La nueva generación de cineastas se cansó de disfrazar las duras realidades de un país pobre, colonizado y violento como Puerto Rico
jueves, 5 de abril de 2018 – 12:00 AM | Por Benjamín Torres Gotay

En una de las escenas más viscerales de “El chata”, la ópera prima del director puertorriqueño Gustavo Ramos Perales que estrena hoy, Samuel, el personaje principal, incapaz de hacer frente a su frustración por el encierro literal y simbólico en que están su vida y la de su familia, golpea con sus puños la pared de cemento del baño en el que se ducha.
Rastros de sangre mezclada con agua quedan impregnados y se deslizan lentamente por la pared golpeada. Es una escena que, de cruda, de sanguínea, de tan parecida a la vida misma, puede resultar difícil de mirar. Mucha de la intención artística de Ramos Perales, de paso, es precisamente esa: obligar a ver lo que no quiere mirar y oír lo que no quiere escuchar.
“La gente no se quiere mirar en el espejo y este país tiene unas realidades que si no las enfrentamos no vamos a mejorar”, dice Ramos Perales, quien estuvo 12 años acariciando la historia que por fin estrena en las salas de Plaza Las Américas, Montehiedra, Plaza del Sol, Escorial y Plaza Guaynabo.
La intención de obligar a Puerto Rico a mirar donde no quiere mirar, a ver la imagen pavorosa que devuelve el espejo, no es única.
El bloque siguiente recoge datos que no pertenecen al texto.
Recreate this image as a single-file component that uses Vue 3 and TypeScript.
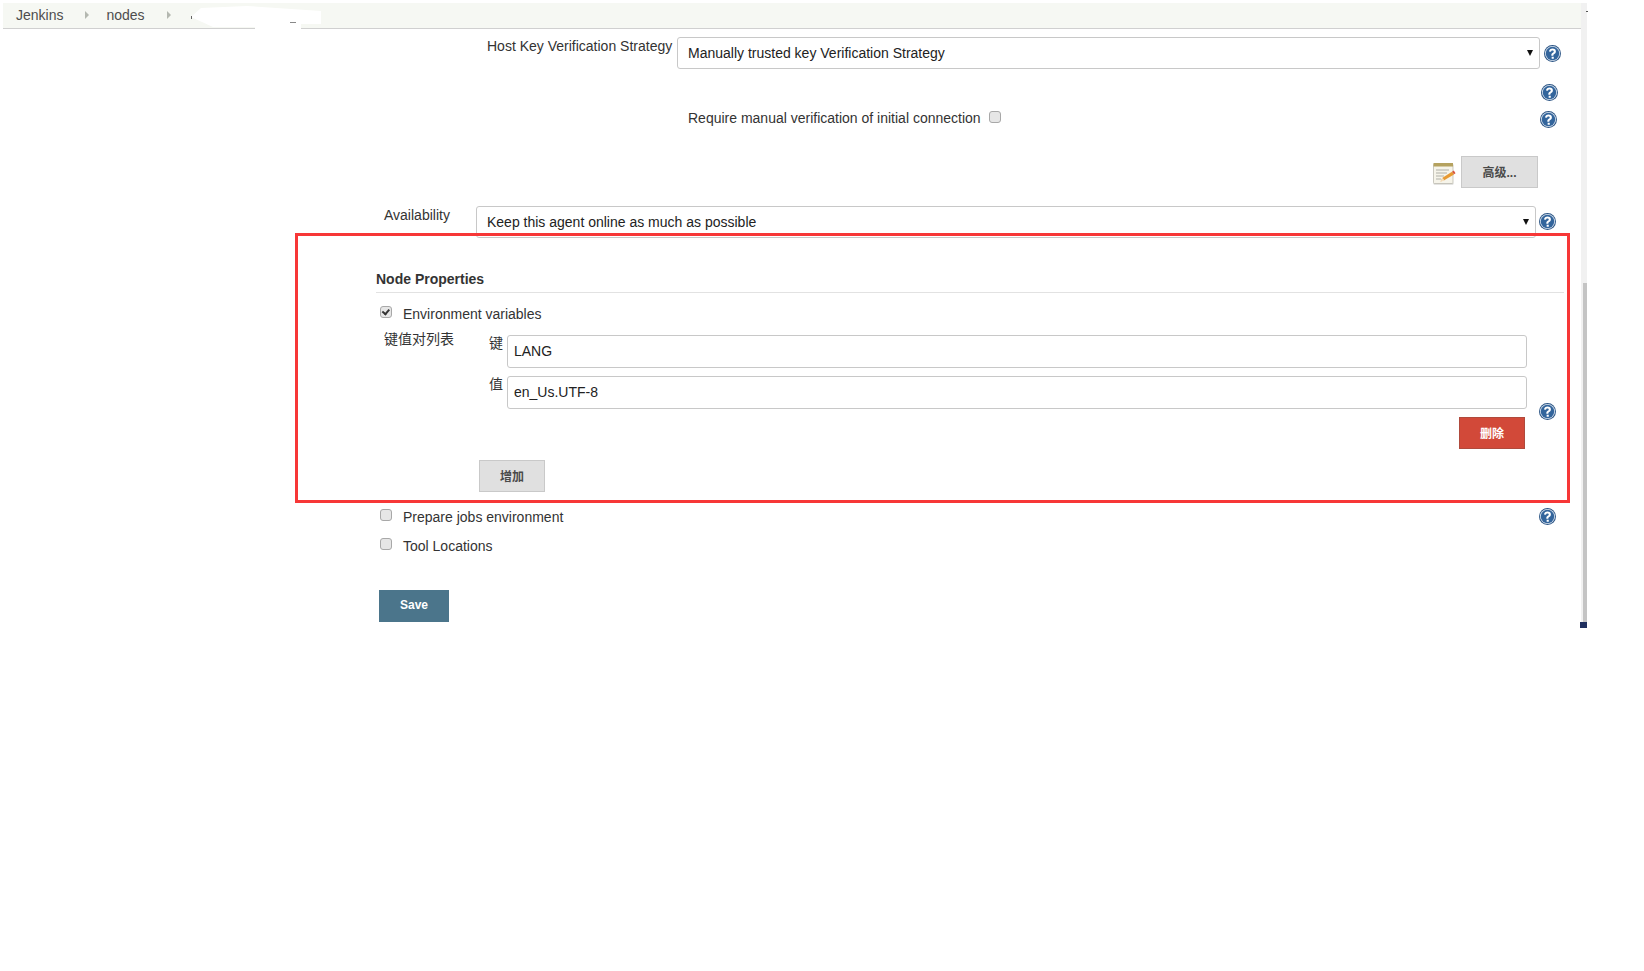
<script setup lang="ts">
const helpPath = 'M8.100 3.400c-1.900 0-3.200 1-3.400 2.700l1.900.2c.1-.8.600-1.200 1.400-1.200.7 0 1.200.4 1.200 1 0 .5-.3.8-1 1.300-.9.6-1.300 1.200-1.300 2.200v.5h1.900v-.3c0-.6.200-.9.900-1.400 1-.6 1.500-1.300 1.500-2.400 0-1.600-1.200-2.600-3.100-2.600zM7.200 11h2v1.900h-2z'
</script>

<template>
  <div class="page">
    <svg class="defs" aria-hidden="true">
      <symbol id="help-icon" viewBox="0 0 16 16">
        <circle cx="8" cy="8" r="8" fill="#2c5585" />
        <circle cx="8" cy="8" r="7.100" fill="#dce6f1" />
        <circle cx="8" cy="8" r="6.300" fill="#33659c" />
        <path :d="helpPath" fill="#fff" />
      </symbol>
    </svg>

    <nav class="crumbs">
      <span class="crumb">Jenkins</span>
      <i class="arrow first"></i>
      <span class="crumb">nodes</span>
      <i class="arrow"></i>
      <svg class="redacted" viewBox="0 0 140 30">
        <path d="M4 14L14 5 60 3 134 8V21H114V30H68V24H26z" fill="#fff" />
      </svg>
      <i class="tick"></i>
      <i class="tick second"></i>
    </nav>

    <main class="form">
      <div class="row host">
        <label class="host-label">Host Key Verification Strategy</label>
        <div class="select host-select">Manually trusted key Verification Strategy<i class="caret"></i></div>
        <svg class="help"><use href="#help-icon" /></svg>
      </div>
      <div class="row help-only">
        <svg class="help"><use href="#help-icon" /></svg>
      </div>
      <div class="row manual">
        <span class="manual-text">Require manual verification of initial connection</span>
        <i class="check"></i>
        <svg class="help"><use href="#help-icon" /></svg>
      </div>
      <div class="row advanced">
        <svg class="note" viewBox="0 0 24 24">
          <path d="M2 22.500h19l1-1H1z" fill="#c9c9c5" />
          <rect x="1.500" y="2" width="19.500" height="19.500" rx="1" fill="#f6f4ea" stroke="#b5b3a8" stroke-width=".7" />
          <rect x="1.500" y="1" width="19.500" height="3.500" fill="#b5a25f" />
          <path d="M4 8h13M4 11h11M4 14h8M4 17h5" stroke="#b0b0a8" stroke-width="1" />
          <path d="M8.500 19.500l2-3.800 9.500-6 2 2.800-9.800 5.700z" fill="#e79a33" />
          <path d="M8.500 19.500l2-3.800 2.200 3z" fill="#f4dfbd" />
          <path d="M20 9.700l1.800-1.100 1.700 2.700-1.500 1z" fill="#d8563c" />
        </svg>
        <button class="btn grey adv-btn">高级...</button>
      </div>
      <div class="row avail">
        <label class="avail-label">Availability</label>
        <div class="select avail-select">Keep this agent online as much as possible<i class="caret"></i></div>
        <svg class="help"><use href="#help-icon" /></svg>
      </div>

      <h3 class="section">Node Properties</h3>

      <div class="cb-row env"><i class="check checked"></i><span>Environment variables</span></div>

      <div class="kv">
        <div class="kv-title">键值对列表</div>
        <div class="kv-body">
          <div class="field"><label>键</label><div class="input">LANG</div></div>
          <div class="field"><label>值</label><div class="input">en_Us.UTF-8</div></div>
          <div class="del-row"><button class="btn red">删除</button></div>
          <button class="btn grey add-btn">增加</button>
        </div>
        <svg class="help kv-help"><use href="#help-icon" /></svg>
      </div>

      <div class="cb-row prep">
        <i class="check"></i><span>Prepare jobs environment</span>
        <svg class="help prep-help"><use href="#help-icon" /></svg>
      </div>
      <div class="cb-row tool"><i class="check"></i><span>Tool Locations</span></div>

      <button class="btn save">Save</button>
    </main>

    <div class="track"><div class="thumb"></div><div class="corner"></div></div>
    <div class="annotation"></div>
  </div>
</template>

<style>
html, body { margin: 0; background: #fff; }
</style>

<style scoped>
.page {
  position: relative;
  height: 971px;
  width: 1644px;
  overflow: hidden;
  font-family: "Liberation Sans", Arial, "Noto Sans CJK SC", sans-serif;
  font-size: 14px;
  color: #333;
  background: #fff;
}
.defs { position: absolute; width: 0; height: 0; }
.crumbs {
  position: relative;
  box-sizing: border-box;
  margin: 3px 0 0 3px;
  width: 1578px;
  height: 26px;
  display: flex;
  align-items: center;
  padding: 0 0 2px 13px;
  background: #f6f8f3;
  border-bottom: 1px solid #d0d0d0;
  color: #4d4d4d;
}
.crumb { line-height: 20px; }
.arrow {
  width: 0;
  height: 0;
  margin: 0 20px 0 22px;
  border-left: 4px solid #b4b8b0;
  border-top: 4px solid transparent;
  border-bottom: 4px solid transparent;
}
.arrow.first { margin-right: 17px; }
.redacted {
  position: absolute;
  left: 184px;
  top: 0;
  width: 140px;
  height: 30px;
}
.tick { position: absolute; left: 188px; top: 13px; width: 1px; height: 3px; background: #666; }
.tick.second { left: 287px; top: 19px; width: 6px; height: 1px; background: #888; }
.row { display: flex; align-items: flex-start; }
.select, .input {
  box-sizing: border-box;
  height: 32px;
  border: 1px solid #c8c8c8;
  border-radius: 3px;
  background: #fff;
  color: #222;
  line-height: 30px;
  position: relative;
}
.caret {
  position: absolute;
  right: 6px;
  top: 12px;
  width: 0;
  height: 0;
  border-top: 6px solid #111;
  border-left: 3.500px solid transparent;
  border-right: 3.500px solid transparent;
}
.help { width: 17px; height: 17px; flex: none; display: block; }
.host { height: 40px; margin-top: 8px; padding-left: 487px; }
.host-label { width: 185px; text-align: right; line-height: 18px; white-space: nowrap; }
.host-select { width: 863px; margin-left: 5px; padding-left: 10px; }
.host .help { margin: 8px 0 0 4px; }
.help-only { height: 17px; padding: 7px 0 0 1541px; }
.manual { height: 31px; padding-left: 688px; margin-top: 7px; }
.manual-text { line-height: 20px; width: 301px; white-space: nowrap; }
.check {
  box-sizing: border-box;
  width: 12px;
  height: 12px;
  flex: none;
  border: 1px solid #a8a8a8;
  border-radius: 3px;
  background: #e6e6e6;
  display: block;
  position: relative;
}
.manual .check { margin-top: 3px; }
.manual .help { margin: 3px 0 0 539px; }
.advanced { height: 32px; padding-left: 1432px; margin-top: 17px; align-items: center; }
.note { width: 24px; height: 24px; flex: none; margin-top: 3px; }
.btn {
  box-sizing: border-box;
  font-family: inherit;
  font-weight: 700;
  font-size: 12px;
  height: 32px;
  padding: 0 0 2px;
  border-radius: 0;
  display: block;
  text-align: center;
}
.grey { background: #e0e0e0; border: 1px solid #c9c9c9; color: #4a4a4a; }
.adv-btn { width: 77px; margin-left: 5px; }
.avail { margin-top: 18px; height: 32px; padding-left: 384px; }
.avail-label { width: 92px; line-height: 18px; }
.avail-select { width: 1060px; padding-left: 10px; }
.avail .help { margin: 7px 0 0 3px; }
.section {
  margin: 32px 0 0 376px;
  width: 1188px;
  height: 23px;
  box-sizing: border-box;
  border-bottom: 1px solid #e2e2e2;
  font-size: 14px;
  font-weight: 700;
  line-height: 18px;
  color: #333;
}
.cb-row { display: flex; padding-left: 380px; align-items: flex-start; }
.cb-row span { margin-left: 11px; line-height: 18px; }
.env { margin-top: 12px; height: 25px; }
.env .check { margin-top: 1px; }
.checked::after {
  content: "";
  position: absolute;
  left: 2px;
  top: 1px;
  width: 5px;
  height: 3px;
  border-left: 2px solid #333;
  border-bottom: 2px solid #333;
  transform: rotate(-50deg) translate(-1px, 0);
}
.kv { display: flex; align-items: flex-start; padding-left: 384px; position: relative; height: 171px; }
.kv-title { width: 105px; line-height: 18px; white-space: nowrap; }
.kv-body { width: 1038px; margin-top: 5px; }
.field { display: flex; margin-bottom: 8px; }
.field label { width: 18px; line-height: 18px; margin-top: -1px; }
.input { width: 1020px; height: 33px; line-height: 31px; padding-left: 6px; }
.kv-help { position: absolute; left: 1539px; top: 73px; }
.del-row { display: flex; justify-content: flex-end; padding-right: 2px; }
.red { width: 66px; background: #d24939; border: 1px solid #b04a3c; color: #fff; }
.add-btn { width: 66px; margin: 11px 0 0 -10px; }
.prep { margin-top: 7px; height: 29px; position: relative; }
.prep .check { margin-top: 1px; }
.prep-help { position: absolute; left: 1539px; top: 0; }
.tool { height: 18px; }
.tool .check { margin-top: 1px; }
.save {
  width: 70px;
  margin: 35px 0 0 379px;
  background: #4b758b;
  border: 1px solid #4b758b;
  color: #fff;
}
.track { position: absolute; left: 1581px; top: 3px; width: 6px; height: 625px; background: #f1f1f1; }
.track::before { content: ""; position: absolute; left: 5px; top: 8px; width: 2px; height: 1px; background: #555; }
.thumb { position: absolute; left: 2px; right: 0; top: 280px; bottom: 0; background: #c4c4c4; }
.corner { position: absolute; left: -1px; right: 0; bottom: 0; height: 6px; background: #1f2f5e; }
.annotation {
  position: absolute;
  left: 295px;
  top: 233px;
  width: 1275px;
  height: 270px;
  box-sizing: border-box;
  border: 3px solid #f73737;
  pointer-events: none;
}
</style>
Ya puede incluso hablarse de una tendencia en el nuevo cine puertorriqueño de ir abandonando códigos del pasado e ir adentrándose en los rincones más oscuros de la realidad, donde nadie más quiere mirar, para sacar a la luz, en todo su sórdido esplendor, lo que ha resultado de una historia demasiado larga de pobreza, marginación, violencia y coloniaje.
Por ahí van “El chata”, filmada en el barrio Las Curías, en Cupey, y que cuenta la historia de Samuel, un exboxeador que sale de la cárcel tras ocho años de encierro para tratar de rehacer su vida en un opresivo ambiente de pobreza, marginación y violencia; “La granja”, de Ángel Manuel Soto, estrenada el año pasado, que entremezcla tres historias en las que todo es oscuro y está sucio y “Antes que cante el gallo”, de Ari Maniel Cruz, de 2016, sobre una niña transformándose en mujer en un mundo de encierros y falsos códigos de un pequeño pueblo del centro de la isla.
Las tres tienen un elemento en común: personajes agobiados por opresivos ambientes de los que sienten que no tienen escapatoria, con la válvula del exilio en el caso de “La granja” y “Antes que cante el gallo”, como un paño rojo que se agita a lo lejos. Ramos Perales y Soto, que además de directores son los escritores de sus propias historias, creen, sí, que hay una nueva generación de cineastas puertorriqueños que se cansó de tratar de disfrazar las duras realidades de un país pobre, colonizado y violento como Puerto Rico .
“Ya está bueno de estar vendiéndole embustes a la gente. Ya está bueno de que me digas que todo está bien. Ya está bueno de mentirle a la gente, de decir que todo está chévere”, dice Soto. “Tratando la herida o mirando dónde está la herida es como único puede curarse”, agrega.
Puede creer alguien que al puertorriqueño no le interesa ir al cine para enfrentarse de nuevo con las realidades de las que quizás quiere escapar. Pero ni de “La granja” ni de “Antes que cante el gallo” puede decirse que fueron fracasos de audiencia. “Antes que cante el gallo” fue un éxito en las salas locales, se exhibió en múltiples festivales a nivel internacional y ganó importantes distinciones en Curazao, Rotterdam y Trinidad y Tobago.
“La granja”, mientras tanto, se exhibió en 20 festivales, estuvo un mes en cartelera en Puerto Rico, actualmente está disponible en Amazon y el mes entrante será exhibida en el canal premiun Starz.
Igualmente, ganó mejor ópera prima en el festival de Guadalajara y mejor película extranjera en el festival Urban World, de Nueva York.
Le toca ahora el turno a “El chata”.